Véritable parc archéologique de 401 km2, il contient
une concentration exceptionnelle de monuments présentant
un intérêt religieux, historique, artistique ou humain.
Outre les temples d'Angkor Vat, mondialement connus, il existe
une quarantaine d'autres édifices d'époques et de
styles différents. Le tout s'inscrit dans un espace naturel
exceptionnel, offrant rivières, forêts et rizières.
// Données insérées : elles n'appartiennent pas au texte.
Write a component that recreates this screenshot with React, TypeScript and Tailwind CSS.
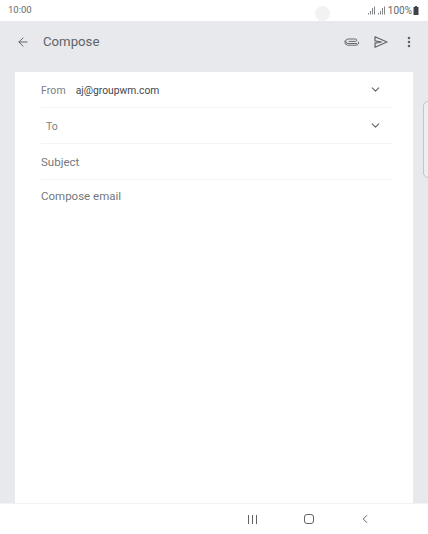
import { ArrowLeft, ChevronDown, ChevronLeft, EllipsisVertical } from "lucide-react";

const Row = ({ children, chevron }: { children: React.ReactNode; chevron?: boolean }) => (
  <div className="h-[36px] flex items-center justify-between border-b border-[#f3f3f5]">
    <div className="flex items-center pt-[2px]">{children}</div>
    {chevron && <ChevronDown size={13} strokeWidth={2} className="text-[#5f6368] mr-[10px]" />}
  </div>
);

const App = () => {
  return (
    <div className="relative w-[428px] h-[534px] overflow-hidden bg-white flex flex-col font-['Roboto',sans-serif]">
      {/* status bar */}
      <div className="h-[21px] shrink-0 flex items-center justify-between pl-[8px] pr-[9px] relative">
        <span className="text-[9.5px] text-[#63676c]">10:00</span>
        <div className="absolute left-[315px] top-[6px] w-[15px] h-[15px] rounded-full bg-[#f2f2f2]" />
        <div className="flex items-center text-[#63676c]">
          <svg width="20" height="9" viewBox="0 0 20 9" fill="currentColor" opacity="0.8" className="mr-[1px]">
            <rect x="1" y="7" width="1" height="1.5" />
            <rect x="3" y="5" width="1" height="3.5" />
            <rect x="5" y="2" width="1" height="6.5" />
            <rect x="7" y="0.5" width="1" height="8" />
            <rect x="11" y="7" width="1" height="1.5" />
            <rect x="13" y="5" width="1" height="3.5" />
            <rect x="15" y="2" width="1" height="6.5" />
            <rect x="17" y="0.5" width="1" height="8" />
          </svg>
          <span className="text-[10px]">100%</span>
          <svg width="6" height="9" viewBox="0 0 6 9" fill="#3f4246" className="ml-[1px]">
            <path d="M2 0h2v1h1.5v8h-5V1H2z" />
          </svg>
        </div>
      </div>

      {/* header + card */}
      <div className="flex-1 bg-[#e8e9ed] flex flex-col min-h-0">
        <div className="h-[41px] shrink-0 flex items-center pl-[16px] text-[#5f6368]">
          <ArrowLeft size={14} strokeWidth={1.7} />
          <span className="ml-[13px] text-[13.2px]">Compose</span>
          <div className="ml-auto flex items-center">
            <svg width="15" height="9" viewBox="0 0 15 9" fill="none" stroke="#666a70" strokeWidth="1" className="mr-[15px]">
              <path d="M13 6.5H4a2 2 0 0 1 0-4.5h7.5a1.2 1.2 0 0 1 0 2.4H4.6" />
              <path d="M3.5 8.2H12a2.5 2.5 0 0 0 2.4-3.5" />
              <path d="M1 3.5v1.5a3 3 0 0 0 2.5 3.2" />
            </svg>
            <svg width="14" height="12" viewBox="0 0 14 12" fill="none" stroke="#5f6368" strokeWidth="1.2" strokeLinejoin="round" className="mr-[14px]">
              <path d="M1 .8 13 6 1 11.2 1 7.2 7.5 6 1 4.8Z" />
            </svg>
            <EllipsisVertical size={14} strokeWidth={2.4} className="mr-[12px]" />
          </div>
        </div>
        <div className="h-[10px] shrink-0" />
        <div className="flex-1 mx-[15px] bg-white pl-[26px] pr-[21px]">
          <Row chevron>
            <span className="text-[10.5px] text-[#7a7e83] tracking-[0.1px]">From</span>
            <span className="ml-[10px] text-[10.3px] text-[#44474b]">aj@groupwm.com</span>
          </Row>
          <Row chevron>
            <span className="ml-[5px] text-[10.5px] text-[#7a7e83]">To</span>
          </Row>
          <Row>
            <span className="text-[11.5px] text-[#74787d]">Subject</span>
          </Row>
          <div className="pt-[7px] text-[11.5px] leading-[18px] text-[#74787d]">Compose email</div>
        </div>
      </div>

      {/* bottom nav */}
      <div className="h-[31px] shrink-0 bg-white border-t border-[#f2f2f4] relative flex items-center text-[#5f6368]">
        <div className="ml-[248px] flex gap-[3px]">
          <div className="w-[1px] h-[9px] bg-[#5f6368]" />
          <div className="w-[1px] h-[9px] bg-[#5f6368]" />
          <div className="w-[1px] h-[9px] bg-[#5f6368]" />
        </div>
        <div className="ml-[47px] w-[10px] h-[10px] rounded-[3px] border border-[#5f6368]" />
        <ChevronLeft size={14} strokeWidth={1.7} className="ml-[44px]" />
      </div>

      {/* side handle */}
      <div className="absolute left-[423px] top-[101px] w-[8px] h-[77px] rounded-l-[5px] border border-[#c4c5c9] bg-[#eeeef1]" />
    </div>
  );
};

export default App;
De plus, Angkor est aussi un cadre de vie, habité par des
dizaines de milliers de personnes qui conservent des traditions
populaires et possèdent un riche patrimoine oral.
L'UNESCO
a consacré la valeur du site en 1992 en l'inscrivant de
façon urgente et simultanée sur la Liste du patrimoine
mondial et sur celle du patrimoine mondial en péril. Le
Comité du patrimoine mondial avait pris cette décision,
en renonçant à certaines de ses exigences habituelles,
« en réponse à une situation exceptionnelle
». Il était urgent, en tout premier lieu, de prendre
des mesures contre les mines (Il était impossible de circuler
librement sans courir un danger de mort). Le vol, le vandalisme,
le pillage et le trafic de biens culturels faisaient aussi des
ravages et causaient des dommages, parfois irréparables,
aux temples et monuments. Enfin, les années de guerre civile
et le régime des khmers rouges s'étaient traduits
par un abandon total.
Conscient
des dommages, le Roi Norodom Sihanouk avait lancé un appel
solennel à la communauté internationale. Cette dernière
avait répondu en organisant à Tokyo, en octobre
1993, une première Conférence intergouvernementale
pour la sauvegarde d'Angkor. La Déclaration de Tokyo, adoptée
à l'issue de cette Conférence, avait défini
l'esprit, le cadre et les modalités de l'action internationale.
La
Déclaration qui vient d'être adoptée à
Paris, avec toute une série de recommandations qui seront
mises en oeuvre sous la houlette de l'APSARA (Autorité
pour la Protection du Site et l'Aménagement de la Région
d'Angkor), créé en février 1995 par les autorités
cambodgiennes, constitue un pas décisif qui affirme que
le patrimoine culturel d'un peuple est une composante de son identité
et, en tant que tel, une clé pour sa reconstruction. Selon
les mots du Roi Norodom Sihanouk : « Angkor n'est plus en
péril, mais en voie de connaître la prospérité
».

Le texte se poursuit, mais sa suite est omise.